Out of Darkness - A Longing

Meditations for the Seasons of Advent and Christmas
2007-2008


Sunday, December 9, 2007

A shoot shall come out from the sump of Jesse.
Isaiah 11: 1

Jesus was a Jew.  That is a fact conveniently ignored by many Christians.  However, I think that the Jewish lineage of Jesus is important.  Jesus taught from the Law and the Prophets, the Jewish scriptures of his time.  He quoted from the Book of Psalms, the Jewish hymnal.  He was a sage in the Jewish Wisdom tradition. Jesus was indeed a rabbi, albeit unorthodox.

The early church referred to Jesus as the Anointed One, the Messiah, the Christ. They acknowledged him as that shoot from the stump of Jesse upon whom the Spirit of the Lord rested.  They affirmed him to be of the House and lineage of David. Can we understand Jesus as the Christ apart from his Jewish roots?

What did it mean to be a Jew in the first fifty years of the Common Era?  Then, as now, there were many forms of Judaism, each struggling with their status living in an occupied territory of the Roman Empire.  What does it mean to be a Jew today? This is an ongoing debate, and the several Jewish traditions offer different answers.  

For that matter, what does it mean to be a Christian?  There are many and different answers.

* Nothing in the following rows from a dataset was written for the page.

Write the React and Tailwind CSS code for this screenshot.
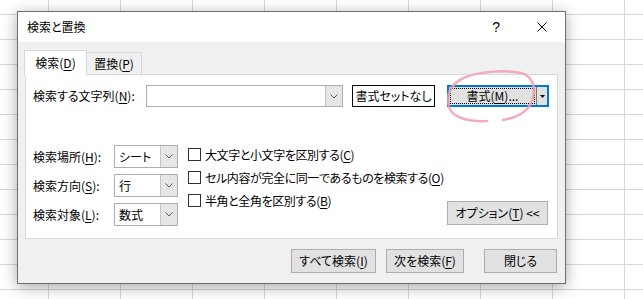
import React from "react";

const U = ({ children }) => (
  <span className="underline underline-offset-[2px] decoration-[1px]">{children}</span>
);

function Chevron() {
  return (
    <svg width="8" height="5" viewBox="0 0 8 5">
      <polyline points="0.5,0.5 4,4 7.5,0.5" fill="none" stroke="#5a5a5a" strokeWidth="1" />
    </svg>
  );
}

function Select({ value }) {
  return (
    <div className="flex w-[64px] h-[23px] border border-[#adadad] bg-white">
      <div className="flex-1 flex items-center pl-[4px] leading-[14px]">{value}</div>
      <div className="w-[17px] border-l border-[#c4c4c4] bg-[#e6e6e6] flex items-center justify-center">
        <Chevron />
      </div>
    </div>
  );
}

function Check({ children }) {
  return (
    <div className="flex items-center h-[23px] whitespace-nowrap">
      <div className="w-[13px] h-[13px] shrink-0 border border-[#333333] bg-white" />
      <div className="ml-[4px] leading-[14px] whitespace-nowrap tracking-[-0.4px]">{children}</div>
    </div>
  );
}

function Btn({ w, children }) {
  return (
    <div className={`${w} h-[24px] border border-[#adadad] bg-[#e1e1e1] flex items-center justify-center leading-[14px] whitespace-nowrap`}>
      {children}
    </div>
  );
}

export default function App() {
  return (
    <div className="relative w-[643px] h-[299px] overflow-hidden bg-white bg-[linear-gradient(to_right,#d6d6d6_1px,transparent_1px),linear-gradient(to_bottom,#d6d6d6_1px,transparent_1px)] [background-size:72px_25px] [background-position:48px_14px] text-[12px] text-black font-['Noto_Sans_CJK_JP',sans-serif] [font-feature-settings:'palt']">
      {/* dialog window */}
      <div className="absolute left-[17px] top-[11px] w-[549px] h-[273px] border border-[#6e6e6e] bg-[#f0f0f0] flex flex-col shadow-[0_3px_14px_rgba(0,0,0,0.35)]">
        {/* title bar */}
        <div className="h-[30px] bg-white flex items-center pl-[9px] shrink-0">
          <span className="leading-[14px]">検索と置換</span>
          <span className="ml-auto font-['Liberation_Sans',sans-serif] text-[14px] leading-[14px]">?</span>
          <svg className="ml-[37px] mr-[18px]" width="10" height="10" viewBox="0 0 10 10">
            <path d="M0.5 0.5 L9.5 9.5 M9.5 0.5 L0.5 9.5" stroke="#000" strokeWidth="1" />
          </svg>
        </div>

        {/* body */}
        <div className="flex-1 flex flex-col pt-[8px] pl-[6px] pr-[7px]">
          {/* tabs */}
          <div className="flex items-end h-[24px]">
            <div className="relative z-10 w-[63px] h-[25px] -mb-px bg-white border-t border-l border-r border-[#d9d9d9] flex items-start justify-center pt-[5px] leading-[14px]">
              <span>検索(<U>D</U>)</span>
            </div>
            <div className="w-[55px] h-[22px] bg-[#f0f0f0] border-t border-r border-[#d9d9d9] flex items-center justify-center leading-[14px]">
              <span>置換(<U>P</U>)</span>
            </div>
          </div>

          {/* panel */}
          <div className="ml-[1px] w-[533px] h-[165px] bg-white border border-[#d9d9d9] flex flex-col">
            {/* row 1 */}
            <div className="flex items-center mt-[10px] pl-[7px]">
              <div className="w-[113px] leading-[14px] whitespace-nowrap">検索する文字列(<U>N</U>):</div>
              <div className="flex w-[197px] h-[22px] border border-[#adadad] bg-white">
                <div className="flex-1" />
                <div className="w-[17px] border-l border-[#c4c4c4] bg-[#e6e6e6] flex items-center justify-center">
                  <Chevron />
                </div>
              </div>
              <div className="ml-[9px] w-[83px] h-[22px] border border-black bg-white flex items-center justify-center leading-[14px] whitespace-nowrap">
                書式セットなし
              </div>
              <div className="ml-[12px] w-[102px] h-[22px] border-2 border-[#0078d7] bg-[#e1e1e1] flex items-stretch">
                <div className="flex-1 m-[1px] border border-dotted border-black flex items-center justify-center leading-[14px] whitespace-nowrap">
                  書式(<U>M</U>)...
                </div>
                <div className="w-[11px] border-l border-[#7a7a7a] flex items-center justify-center">
                  <svg width="5" height="3" viewBox="0 0 5 3">
                    <path d="M0 0 L5 0 L2.5 3 Z" fill="#000" />
                  </svg>
                </div>
              </div>
            </div>

            {/* lower section */}
            <div className="flex mt-[38px] pl-[7px]">
              <div className="flex flex-col gap-[6px] shrink-0">
                <div className="flex items-center">
                  <div className="w-[81px] leading-[14px] whitespace-nowrap">検索場所(<U>H</U>):</div>
                  <Select value="シート" />
                </div>
                <div className="flex items-center">
                  <div className="w-[81px] leading-[14px] whitespace-nowrap">検索方向(<U>S</U>):</div>
                  <Select value="行" />
                </div>
                <div className="flex items-center">
                  <div className="w-[81px] leading-[14px] whitespace-nowrap">検索対象(<U>L</U>):</div>
                  <Select value="数式" />
                </div>
              </div>
              <div className="flex flex-col ml-[10px] -mt-[2px] w-[250px] shrink-0">
                <Check>大文字と小文字を区別する(<U>C</U>)</Check>
                <Check>セル内容が完全に同一であるものを検索する(<U>O</U>)</Check>
                <Check>半角と全角を区別する(<U>B</U>)</Check>
              </div>
              <div className="ml-auto mr-[9px] mt-[56px] shrink-0">
                <Btn w="w-[101px]">
                  オプション(<U>T</U>) &lt;&lt;
                </Btn>
              </div>
            </div>
          </div>

          {/* bottom buttons */}
          <div className="flex justify-end mt-[10px] pr-[1px]">
            <Btn w="w-[85px]">すべて検索(<U>I</U>)</Btn>
            <div className="ml-[10px]">
              <Btn w="w-[78px]">次を検索(<U>F</U>)</Btn>
            </div>
            <div className="ml-[20px]">
              <Btn w="w-[73px]">閉じる</Btn>
            </div>
          </div>
        </div>
      </div>

      {/* pink hand-drawn annotation */}
      <svg className="absolute left-0 top-0 pointer-events-none" width="643" height="299" viewBox="0 0 643 299">
        <path
          d="M487 121 C470 122 452 118 449 107 C446 94 451 83 466 77 C482 71 505 70 521 73 C532 76 536 86 533 98 C530 110 520 117 503 120"
          fill="none"
          stroke="#f09fae"
          strokeWidth="2.5"
          strokeLinecap="round"
          opacity="0.85"
        />
      </svg>
    </div>
  );
}
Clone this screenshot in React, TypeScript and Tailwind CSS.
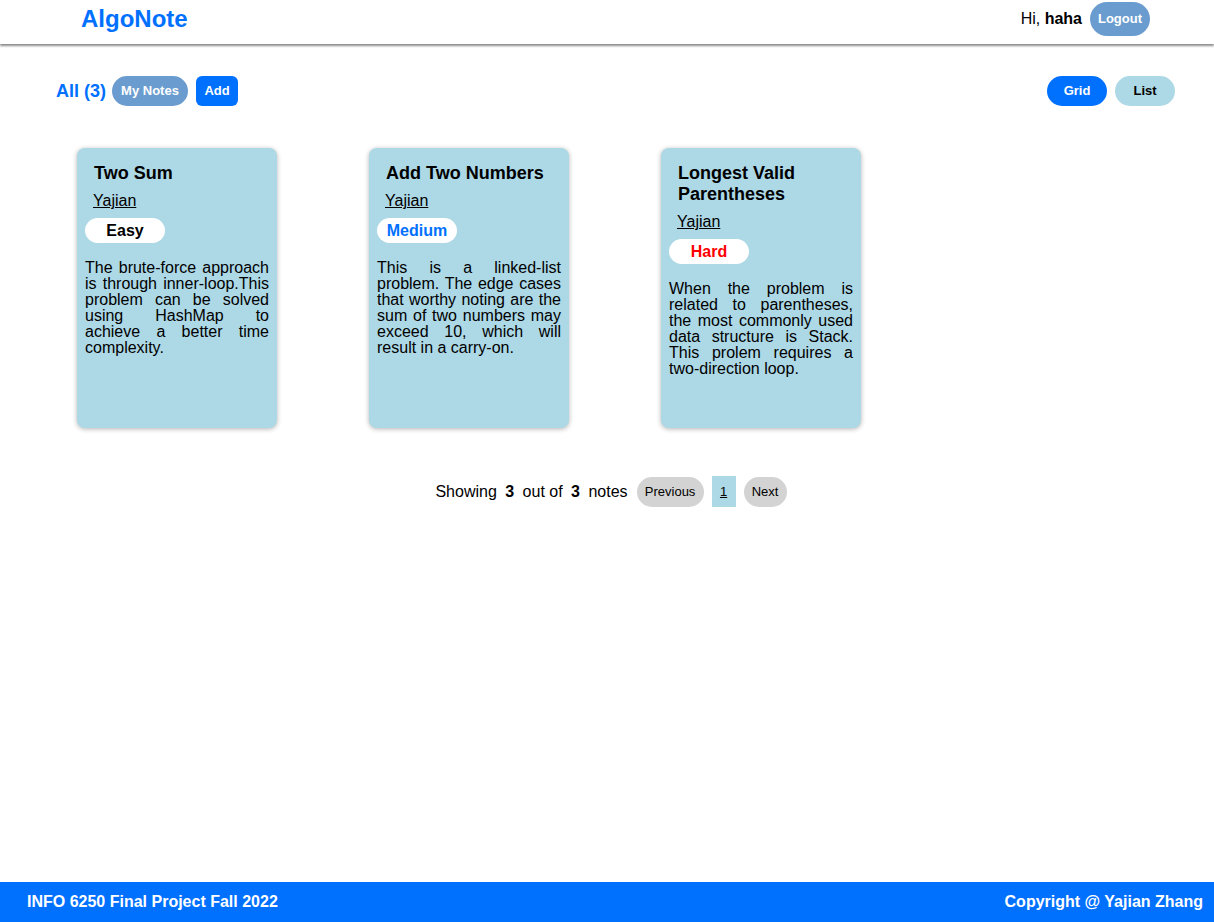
import React from "react";

const font = { fontFamily: '"Liberation Sans", Arial, sans-serif' };

type Note = { title: string; level: string; color: string; desc: string };

const notes: Note[] = [
  {
    title: "Two Sum",
    level: "Easy",
    color: "text-black",
    desc: "The brute-force approach is through inner-loop.This problem can be solved using HashMap to achieve a better time complexity.",
  },
  {
    title: "Add Two Numbers",
    level: "Medium",
    color: "text-[#0070ff]",
    desc: "This is a linked-list problem. The edge cases that worthy noting are the sum of two numbers may exceed 10, which will result in a carry-on.",
  },
  {
    title: "Longest Valid Parentheses",
    level: "Hard",
    color: "text-[#ff0000]",
    desc: "When the problem is related to parentheses, the most commonly used data structure is Stack. This prolem requires a two-direction loop.",
  },
];

function Card({ n }: { n: Note }) {
  return (
    <div className="w-[200px] h-[280px] bg-[#add8e6] rounded-lg shadow-[0_1px_5px_rgba(0,0,0,0.3)] px-2 pt-[15px] flex flex-col">
      <h3 className="ml-[9px] mr-2 text-[18px] leading-[21px] font-bold text-black">{n.title}</h3>
      <a className="ml-2 mt-2 text-[16px] leading-[18px] underline text-black self-start">Yajian</a>
      <div className={`mt-[8px] w-[80px] h-[25px] rounded-full bg-white flex items-center justify-center text-[16px] font-bold ${n.color}`}>
        {n.level}
      </div>
      <p className="mt-[17px] text-[16px] leading-[16px] text-black text-justify">{n.desc}</p>
    </div>
  );
}

export default function App() {
  return (
    <div style={font} className="min-h-screen flex flex-col bg-white text-black">
      <header className="h-[44px] pb-[6px] flex items-center justify-between pl-[81px] pr-[64px] shadow-[0_2px_2px_rgba(0,0,0,0.45)] relative z-10">
        <div className="text-[24px] font-bold text-[#0070ff]">AlgoNote</div>
        <div className="flex items-center gap-2">
          <span className="text-[16px]">
            Hi, <b>haha</b>
          </span>
          <button className="h-[34px] w-[60px] rounded-full bg-[#6a9ccf] text-white text-[13px] font-bold">Logout</button>
        </div>
      </header>

      <main className="flex-1">
        <div className="mt-[32px] flex items-center justify-between pl-[56px] pr-[39px]">
          <div className="flex items-center">
            <span className="text-[18px] font-bold text-[#0070ff]">All (3)</span>
            <button className="ml-[6px] h-[30px] w-[76px] rounded-full bg-[#6a9ccf] text-white text-[13px] font-bold">My Notes</button>
            <button className="ml-2 h-[30px] w-[42px] rounded-md bg-[#0070ff] text-white text-[13px] font-bold">Add</button>
          </div>
          <div className="flex items-center gap-2">
            <button className="h-[30px] w-[60px] rounded-full bg-[#0070ff] text-white text-[13px] font-bold">Grid</button>
            <button className="h-[30px] w-[60px] rounded-full bg-[#add8e6] text-black text-[13px] font-bold">List</button>
          </div>
        </div>

        <div className="mt-[42px] pl-[77px] flex gap-[92px]">
          {notes.map((n) => (
            <Card key={n.title} n={n} />
          ))}
        </div>

        <div className="mt-[48px] flex items-center justify-center gap-2 pl-[8px]">
          <span className="text-[16px]">
            Showing <b className="mx-[4px]">3</b> out of <b className="mx-[4px]">3</b> notes
          </span>
          <button className="ml-px h-[30px] w-[67px] rounded-full bg-[#d3d3d3] text-[13px] text-black">Previous</button>
          <button className="h-[31px] w-[24px] bg-[#add8e6] text-[13px] text-black underline">1</button>
          <button className="h-[30px] w-[43px] rounded-full bg-[#d3d3d3] text-[13px] text-black">Next</button>
        </div>
      </main>

      <footer className="h-[40px] bg-[#0070ff] flex items-center justify-between pl-[27px] pr-[11px] text-white text-[16px] font-bold">
        <span>INFO 6250 Final Project Fall 2022</span>
        <span>Copyright @ Yajian Zhang</span>
      </footer>
    </div>
  );
}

 Marc Chagall painted several versions of a fiddler playing on a roof-top.  Jerry Bock and Sheldon Harnack used that image as the title for their musical based on Sholom Aleichem’s stories of Jewish life in turn-of the-century Russia.  The life of a Jew was always precarious, “as shaky as a fiddler on the roof.”  I suggest that being a faithful Jew or a faithful Christian in today’s materialistic world is precarious, particularly if one heeds the teachings of the Rabbi Jesus.

When I was in the Methodist Youth Fellowship we invited a professor from what is now UW-Milwaukee to talk about being Jewish.  He thought that the most important teaching of Judaism was Micah 6: 8,

And what does the Lord require of you but to do justice,
and to love kindness, and to walk humbly with your God?

But isn’t that also an essential teaching of Christianity?  We sing those words over and over in several hymns!  We proclaim them when we confront the inequalities of our society.  Can it be that this verse captures the essence of both Judaism and Christianity? Why not?  Jesus was a Jew.